The snow is heavier than it was a couple of hours ago when I woke up. It was small and light then. Now there is a fury of flakes whipped by the wind. The bird feeders are being tossed to the left and right, and the birds ride with them. The tops of all the pine trees bend one direction then the other. When I went to get the papers, the snow went up over my shoes, but the driveway was clear. I could see the blacktop. The drifts have no pattern. The wind changes all that.

My house is warm. All three animals are with me, and all three of them are asleep. I can hear Gracie’s deep breathing. She is beside me on the couch. Fern is behind me on the back of the couch curled on an afghan, and Maddie is in her chair. We are all perfectly content.
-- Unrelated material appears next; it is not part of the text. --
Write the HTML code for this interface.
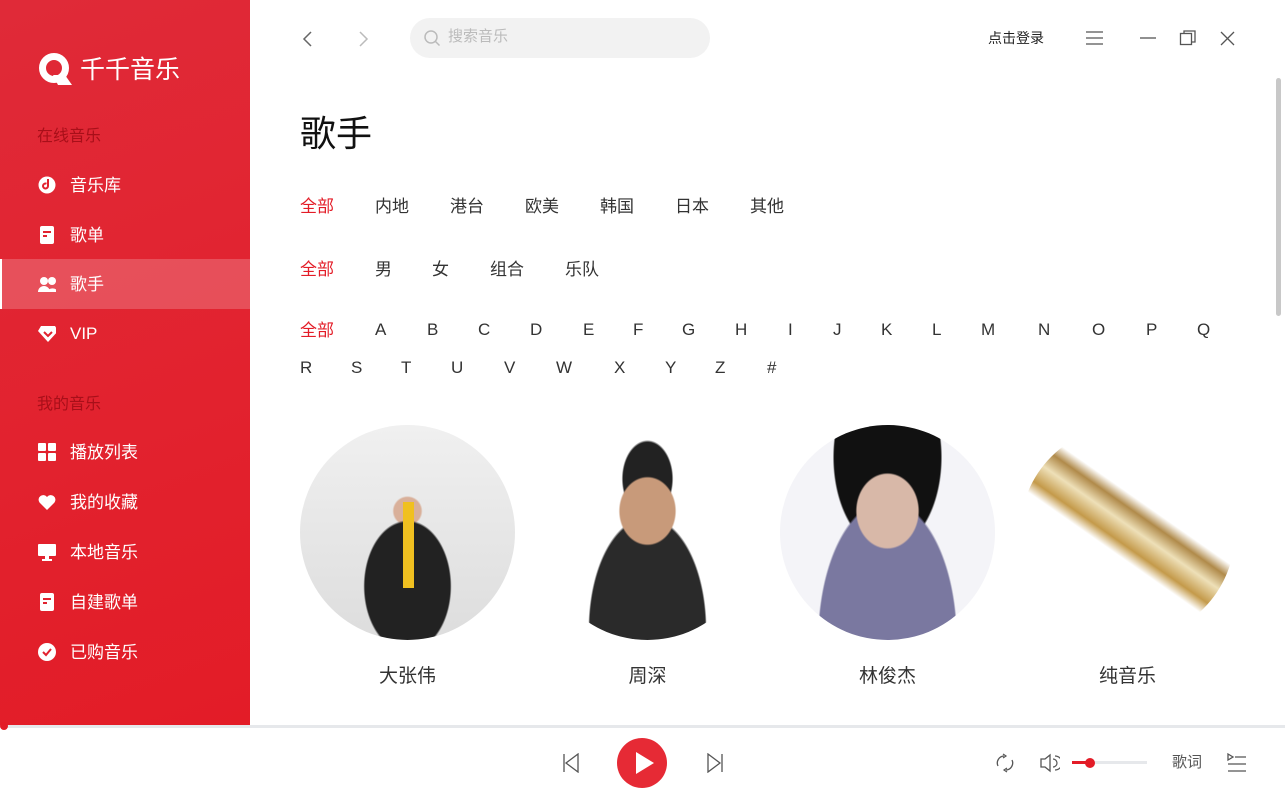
<!DOCTYPE html>
<html><head><meta charset="utf-8"><style>
*{margin:0;padding:0;box-sizing:border-box}
body{width:1285px;height:800px;overflow:hidden;font-family:"Liberation Sans","Noto Sans CJK SC",sans-serif;background:#fff;position:relative}
.side{position:absolute;left:0;top:0;width:250px;height:725px;background:linear-gradient(160deg,#e02a38,#e31c27)}
.logo{position:absolute;left:38px;top:52px;display:flex;align-items:center;color:#fff;font-size:25px}
.sec{position:absolute;left:37px;font-size:16px;color:#a80f19}
.item{position:absolute;left:0;width:250px;height:50px;display:flex;align-items:center;padding-left:38px;color:#fff;font-size:17px}
.item span.tx{position:relative;top:-2px}
.item .ic{width:18px;height:18px;margin-right:14px;display:flex;align-items:center;justify-content:center}
.item.act{background:rgba(255,255,255,.2);border-left:2px solid #fff;padding-left:36px}
.t{position:absolute;font-size:17px;color:#333}
.c{margin-top:-4px}
.r{color:#e31c27}
.av{position:absolute;top:425px;width:215px;height:215px;border-radius:50%;overflow:hidden}
.nm{position:absolute;top:661px;width:215px;text-align:center;font-size:19px;color:#333}
</style></head><body>
<div class="side">
 <div class="logo"><svg width="34" height="34" viewBox="0 0 34 34"><circle cx="16" cy="15" r="11.5" fill="none" stroke="#fff" stroke-width="7"/><path d="M15 22 L20 32 L34 32 L27 22Z" fill="#fff"/></svg><span style="margin-left:8px;position:relative;top:-2px">千千音乐</span></div>
 <div class="sec" style="top:122px">在线音乐</div>
 <div class="item" style="top:160px"><span class="ic"><svg width="18" height="18"><circle cx="9" cy="9" r="8.5" fill="#fff"/><path d="M10 3v7a2.5 2.5 0 1 1-1.5-2.3" stroke="#e1222f" stroke-width="2" fill="none"/></svg></span><span class="tx">音乐库</span></div>
 <div class="item" style="top:210px"><span class="ic"><svg width="18" height="18"><rect x="2" y="0" width="14" height="18" rx="2" fill="#fff"/><path d="M5 6h8M5 10h4" stroke="#e1222f" stroke-width="2"/></svg></span><span class="tx">歌单</span></div>
 <div class="item act" style="top:259px"><span class="ic"><svg width="20" height="16"><circle cx="6" cy="5" r="4" fill="#fff"/><circle cx="14" cy="5" r="4" fill="#fff"/><path d="M0 16a6 6 0 0 1 12 0zM9 16a6 6 0 0 1 11 0z" fill="#fff"/></svg></span><span class="tx">歌手</span></div>
 <div class="item" style="top:309px"><span class="ic"><svg width="20" height="18"><path d="M3 1h14l3 5-10 11L0 6z" fill="#fff"/><path d="M6 7l4 4 4-4" stroke="#e1222f" stroke-width="2" fill="none"/></svg></span><span class="tx" style="top:0">VIP</span></div>
 <div class="sec" style="top:390px">我的音乐</div>
 <div class="item" style="top:427px"><span class="ic"><svg width="18" height="18" fill="#fff"><rect x="0" y="0" width="8" height="8" rx="1"/><rect x="10" y="0" width="8" height="8" rx="1"/><rect x="0" y="10" width="8" height="8" rx="1"/><rect x="10" y="10" width="8" height="8" rx="1"/></svg></span><span class="tx">播放列表</span></div>
 <div class="item" style="top:477px"><span class="ic"><svg width="18" height="16"><path d="M9 16L1.5 8.5A4.5 4.5 0 0 1 9 3a4.5 4.5 0 0 1 7.5 5.5z" fill="#fff"/></svg></span><span class="tx">我的收藏</span></div>
 <div class="item" style="top:527px"><span class="ic"><svg width="18" height="18" fill="#fff"><rect x="0" y="1" width="18" height="12" rx="1"/><rect x="7" y="13" width="4" height="3"/><rect x="4" y="16" width="10" height="2"/></svg></span><span class="tx">本地音乐</span></div>
 <div class="item" style="top:577px"><span class="ic"><svg width="18" height="18"><rect x="2" y="0" width="14" height="18" rx="2" fill="#fff"/><path d="M5 6h8M5 10h4" stroke="#e1222f" stroke-width="2"/></svg></span><span class="tx">自建歌单</span></div>
 <div class="item" style="top:627px"><span class="ic"><svg width="18" height="18"><circle cx="9" cy="9" r="9" fill="#fff"/><path d="M5 9l3 3 5-6" stroke="#e1222f" stroke-width="2" fill="none"/></svg></span><span class="tx">已购音乐</span></div>
</div>
<svg style="position:absolute;left:302px;top:31px" width="12" height="16"><path d="M9 1L2 8l7 7" stroke="#666" stroke-width="1.5" fill="none"/></svg>
<svg style="position:absolute;left:357px;top:31px" width="12" height="16"><path d="M3 1l7 7-7 7" stroke="#bbb" stroke-width="1.5" fill="none"/></svg>
<div style="position:absolute;left:410px;top:18px;width:300px;height:40px;border-radius:20px;background:#f2f2f2;color:#bbb;font-size:15px;line-height:38px;padding-left:38px">搜索音乐</div>
<svg style="position:absolute;left:423px;top:29px" width="18" height="18"><circle cx="8" cy="8" r="6" stroke="#bbb" stroke-width="1.5" fill="none"/><path d="M12.5 12.5l4 4" stroke="#bbb" stroke-width="1.5"/></svg>
<div class="t" style="left:988px;top:28px;font-size:14px;color:#222">点击登录</div>
<svg style="position:absolute;left:1086px;top:31px" width="18" height="14"><path d="M0 1h17M0 7h17M0 13h17" stroke="#555" stroke-width="1.3"/></svg>
<svg style="position:absolute;left:1139px;top:30px" width="18" height="18"><path d="M1 8h16" stroke="#555" stroke-width="1.3"/></svg>
<svg style="position:absolute;left:1179px;top:30px" width="18" height="18"><rect x="1.5" y="3.5" width="11" height="11" stroke="#555" stroke-width="1.3" fill="#fff"/><path d="M5 3.5V1h11v11h-3" stroke="#555" stroke-width="1.3" fill="none"/></svg>
<svg style="position:absolute;left:1219px;top:30px" width="18" height="18"><path d="M2 2l13 13M15 2L2 15" stroke="#555" stroke-width="1.3"/></svg>
<div style="position:absolute;left:1276px;top:78px;width:5px;height:238px;border-radius:3px;background:#c8c8c8"></div>
<div class="t" style="left:300px;top:105px;font-size:36px;color:#111">歌手</div>
<div class="t r" style="left:300px;top:192px">全部</div><div class="t" style="left:375px;top:192px">内地</div><div class="t" style="left:450px;top:192px">港台</div><div class="t" style="left:525px;top:192px">欧美</div><div class="t" style="left:600px;top:192px">韩国</div><div class="t" style="left:675px;top:192px">日本</div><div class="t" style="left:750px;top:192px">其他</div>
<div class="t r" style="left:300px;top:255px">全部</div><div class="t" style="left:375px;top:255px">男</div><div class="t" style="left:432px;top:255px">女</div><div class="t" style="left:490px;top:255px">组合</div><div class="t" style="left:565px;top:255px">乐队</div>
<div class="t r" style="left:300px;top:316px">全部</div>
<div class="t" style="left:375px;top:320px">A</div><div class="t" style="left:427px;top:320px">B</div><div class="t" style="left:478px;top:320px">C</div><div class="t" style="left:530px;top:320px">D</div><div class="t" style="left:583px;top:320px">E</div><div class="t" style="left:633px;top:320px">F</div><div class="t" style="left:682px;top:320px">G</div><div class="t" style="left:735px;top:320px">H</div><div class="t" style="left:788px;top:320px">I</div><div class="t" style="left:833px;top:320px">J</div><div class="t" style="left:881px;top:320px">K</div><div class="t" style="left:932px;top:320px">L</div><div class="t" style="left:981px;top:320px">M</div><div class="t" style="left:1038px;top:320px">N</div><div class="t" style="left:1092px;top:320px">O</div><div class="t" style="left:1146px;top:320px">P</div><div class="t" style="left:1197px;top:320px">Q</div>
<div class="t" style="left:300px;top:358px">R</div><div class="t" style="left:351px;top:358px">S</div><div class="t" style="left:401px;top:358px">T</div><div class="t" style="left:451px;top:358px">U</div><div class="t" style="left:504px;top:358px">V</div><div class="t" style="left:556px;top:358px">W</div><div class="t" style="left:614px;top:358px">X</div><div class="t" style="left:665px;top:358px">Y</div><div class="t" style="left:715px;top:358px">Z</div><div class="t" style="left:767px;top:358px">#</div>
<div class="av" style="left:300px;background:linear-gradient(90deg,transparent 48%,#f0c020 48% 53%,transparent 53%) 0 60%/100% 40% no-repeat,radial-gradient(ellipse at 50% 75%,#222 0 28%,transparent 29%),radial-gradient(circle at 50% 40%,#d9b09a 0 8%,transparent 9%),linear-gradient(#f0f0f0,#ddd)"></div>
<div class="av" style="left:540px;background:radial-gradient(ellipse at 50% 40%,#c89a7a 0 18%,transparent 19%),radial-gradient(ellipse at 50% 25%,#222 0 16%,transparent 17%),radial-gradient(ellipse at 50% 95%,#2a2a2a 0 38%,transparent 39%),#fff"></div>
<div class="av" style="left:780px;background:radial-gradient(ellipse at 50% 40%,#d8b8a8 0 20%,transparent 21%),radial-gradient(ellipse at 50% 100%,#7a78a0 0 45%,transparent 46%),radial-gradient(ellipse at 50% 15%,#111 0 35%,transparent 36%),#f4f4f8"></div>
<div class="av" style="left:1020px;background:linear-gradient(35deg,transparent 42%,#c49a4a 46%,#eee0b8 52%,#b08a4a 57%,transparent 61%),#fff"></div>
<div class="nm" style="left:300px">大张伟</div><div class="nm" style="left:540px">周深</div><div class="nm" style="left:780px">林俊杰</div><div class="nm" style="left:1020px">纯音乐</div>
<div style="position:absolute;left:0;top:725px;width:1285px;height:3px;background:#e6e8eb"></div>
<div style="position:absolute;left:0;top:722px;width:8px;height:8px;border-radius:50%;background:#e31c27"></div>
<svg style="position:absolute;left:562px;top:753px" width="18" height="20"><path d="M2 1v18M16 1L4 10l12 9z" stroke="#555" stroke-width="1.3" fill="none"/></svg>
<div style="position:absolute;left:617px;top:738px;width:50px;height:50px;border-radius:50%;background:#e62a35"></div>
<svg style="position:absolute;left:634px;top:751px" width="22" height="24"><path d="M2 1l18 11L2 23z" fill="#fff"/></svg>
<svg style="position:absolute;left:706px;top:753px" width="18" height="20"><path d="M16 1v18M2 1l12 9-12 9z" stroke="#555" stroke-width="1.3" fill="none"/></svg>
<svg style="position:absolute;left:994px;top:752px" width="22" height="22"><path d="M4 14a7 7 0 0 1 6-10M18 8a7 7 0 0 1-6 10" stroke="#555" stroke-width="1.3" fill="none"/><path d="M9 2l3 2-3 2M13 16l-3 2 3 2" stroke="#555" stroke-width="1.2" fill="none"/></svg>
<svg style="position:absolute;left:1040px;top:753px" width="20" height="20"><path d="M1 6h4l5-4v16l-5-4H1z" stroke="#555" stroke-width="1.3" fill="none"/><path d="M13 6a4 4 0 0 1 0 8M15 3a7 7 0 0 1 0 14" stroke="#555" stroke-width="1.2" fill="none"/></svg>
<div style="position:absolute;left:1072px;top:761px;width:75px;height:3px;background:#e6e8eb"></div>
<div style="position:absolute;left:1072px;top:761px;width:18px;height:3px;background:#e31c27"></div>
<div style="position:absolute;left:1085px;top:758px;width:10px;height:10px;border-radius:50%;background:#e31c27"></div>
<div class="t" style="left:1172px;top:751px;font-size:15px;color:#555">歌词</div>
<svg style="position:absolute;left:1227px;top:753px" width="20" height="20"><path d="M1 1l5 3-5 3zM8 4h11M1 11h18M1 18h18" stroke="#555" stroke-width="1.3" fill="none"/></svg>
</body></html>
I never believed in monsters when I was a little kid. Nothing was under the bed or in the closet. My imagination led me to places rather than things. I made several trips to the moon. My rocket ships were never like the space capsules of the real astronauts. Mine stood tall, had side fins and were so big inside that the crew could walk around after I turned on the artificial gravity. The kitchen always had coffee.

I wasn’t disappointed by Alan Shepard’s short flight. I was amazed we had sent a man into space, and I figured that was the first of many dress rehearsals before the real rockets would be built, the ones with kitchens. I watched John Glenn’s capsule take off and followed his flight as he orbited the Earth. I was older then and had given up on rocket ships with kitchens.

I never saw the trip to the moon. I was still in Africa, but I was lucky enough to hear bits and pieces about the moon landing on the radio, including real transmissions. It was exciting even without the visual coverage. We were finally on the moon, but I still didn’t know what it looked like. In the imaginings of my childhood I created a stark moonscape filled with craters and rocky hills. I was pretty close.

I was sorry there were no ruins on the moon from cities deserted long ago. I always sort of hoped there would be remnants looking a bit like the Great Wall of China. That would have been the perfect touch: that and a rocket ship with a kitchen.